After fifteen months exclusive to Bethesda’s own store on PC, Fallout 76 has now finalised a Steam launch date of April 7th - also the launch day for Wastelanders, the update adding factions of human NPCs. While I’m perfectly happy buying games away from Steam, I can’t help but note that you often see a game launch in a far better state if you do wait for a Steam release. Fallout 76 has come a long way since its early days and, come April, Wastelanders will fill that weird human-shaped hole in the MMO’s post-apocalyptic world. Wastelanders will add two factions of human NPCs, the first load of sapient meaties roaming the world. The Settlers are a bunch of grafters trying to build their new city of Foundation, while the Raiders are a bunch of cutthroats who’ll set up in the ruins of the crashed space station.
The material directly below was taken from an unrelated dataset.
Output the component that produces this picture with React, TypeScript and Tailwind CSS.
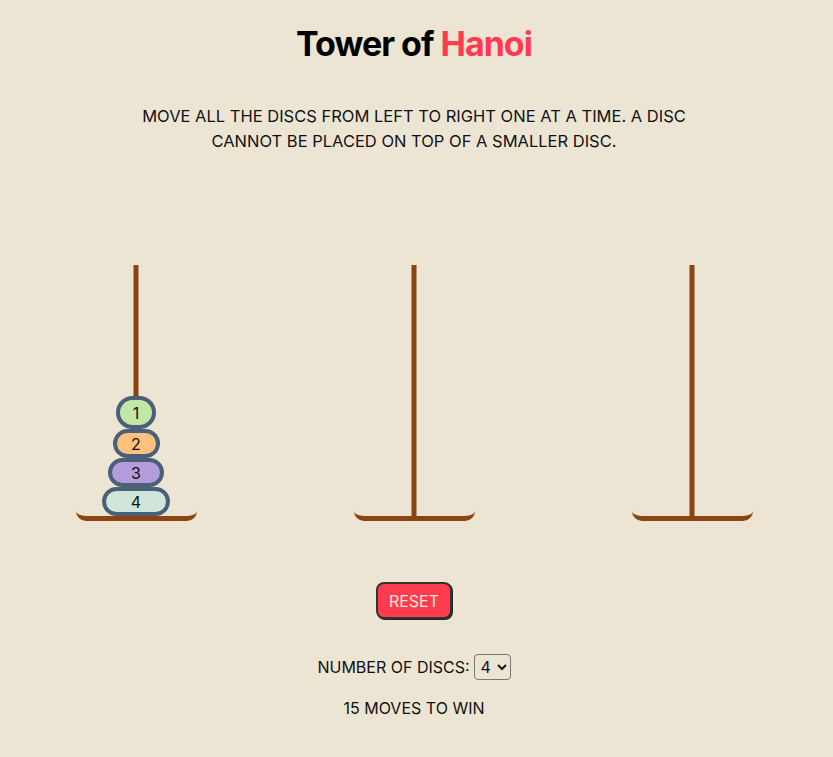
import { useState } from 'react'

const discs = [
  { n: 1, w: 40, h: 33, color: 'bg-[#c3e7a7]' },
  { n: 2, w: 47, h: 29, color: 'bg-[#ffc17c]' },
  { n: 3, w: 56, h: 29, color: 'bg-[#b29cdb]' },
  { n: 4, w: 68, h: 29, color: 'bg-[#d0e6da]' },
]

function Peg({ children }: { children?: React.ReactNode }) {
  return (
    <div className="w-[278px] flex flex-col items-center">
      <div className="relative h-[251px] w-[120px] flex flex-col items-center justify-end">
        {/* Pole */}
        <div className="absolute top-0 bottom-0 left-1/2 -translate-x-1/2 w-[5px] bg-[#8b4513]" />
        <div className="relative flex flex-col items-center">{children}</div>
      </div>
      <div className="-mt-[5px] w-[121px] h-[10px] border-b-[5px] border-[#8b4513] rounded-b-[10px]" />
    </div>
  )
}

export default function App() {
  const [count, setCount] = useState(4)
  const shown = discs.slice(0, count)

  return (
    <div
      className="min-h-[757px] pr-[5px] bg-[#ece5d4] text-[#111] flex flex-col items-center"
      style={{ fontFamily: 'Inter, "Noto Sans", sans-serif' }}
    >
      <h1 className="mt-[22px] text-[34px] font-bold tracking-[-1px] leading-[44px] text-black">
        Tower of <span className="text-[#ff3b4f]">Hanoi</span>
      </h1>

      <p className="mt-[38px] text-center uppercase text-[16.5px] leading-[25px]">
        Move all the discs from left to right one at a time. A disc
        <br />
        cannot be placed on top of a smaller disc.
      </p>

      <div className="mt-[111px] w-[834px] shrink-0 flex">
        <Peg>
          {shown.map(d => (
            <div
              key={d.n}
              className={`${d.color} flex items-center justify-center border-4 border-[#4a5f78] rounded-full text-[16px] leading-none`}
              style={{ width: d.w, height: d.h }}
            >
              {d.n}
            </div>
          ))}
        </Peg>
        <Peg />
        <Peg />
      </div>

      <button className="mt-[61px] w-[76px] h-[37px] bg-[#ff3b4f] text-[#f6e7d9] text-[16px] uppercase border-2 border-[#333] rounded-[8px] shadow-[1px_1px_0_#222]">
        Reset
      </button>

      <div className="mt-[35px] flex items-center gap-[4px] text-[16px] uppercase">
        <span>Number of discs:</span>
        <select
          value={count}
          onChange={e => setCount(Number(e.target.value))}
          className="h-[26px] px-[2px] text-[16px] bg-transparent border border-[#777] rounded-[4px]"
        >
          {[1, 2, 3, 4].map(n => (
            <option key={n} value={n}>
              {n}
            </option>
          ))}
        </select>
      </div>

      <p className="mt-[16px] text-[16px] uppercase">{Math.pow(2, count) - 1} moves to win</p>
    </div>
  )
}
We’ll be able to befriend them by questing, killing their enemies, and such, gaining access to new faction items as we climb the reputation ranks. Here, meet ’em:

The Steam launch will be April 7th too. Should you already own it and for some reason buy it on Steam too, it sounds like you’ll be able to access the same characters - but not everything will carry over. “If you already have Fallout 76 on Bethesda.net, you will not be able to transfer your Atoms or Fallout 1st membership balance between Bethesda.net and Steam,” Bethesda explain. “Additionally, Atoms you earn are specific to one or the other platform. However, items you have purchased through the Atomic Shop will be shared across both platforms – Bethesda.net and Steam.” Fallout 76 really has come a long way since launch. Bethesda have added loads of new bits and fixed even more bugs, and players have made good use of the sandbox. We’ve written about bars run by players, in-game art galleries, and Bethesda missing the point once again by adding nukes. Bethesda also added an optional subscription service, which players had very mixed feelings about. The game’s certainly not bug-free, mind - only last month players could be visited by their own clone piloted by a Bethesda employee after exploiters stole the shirts off their backs.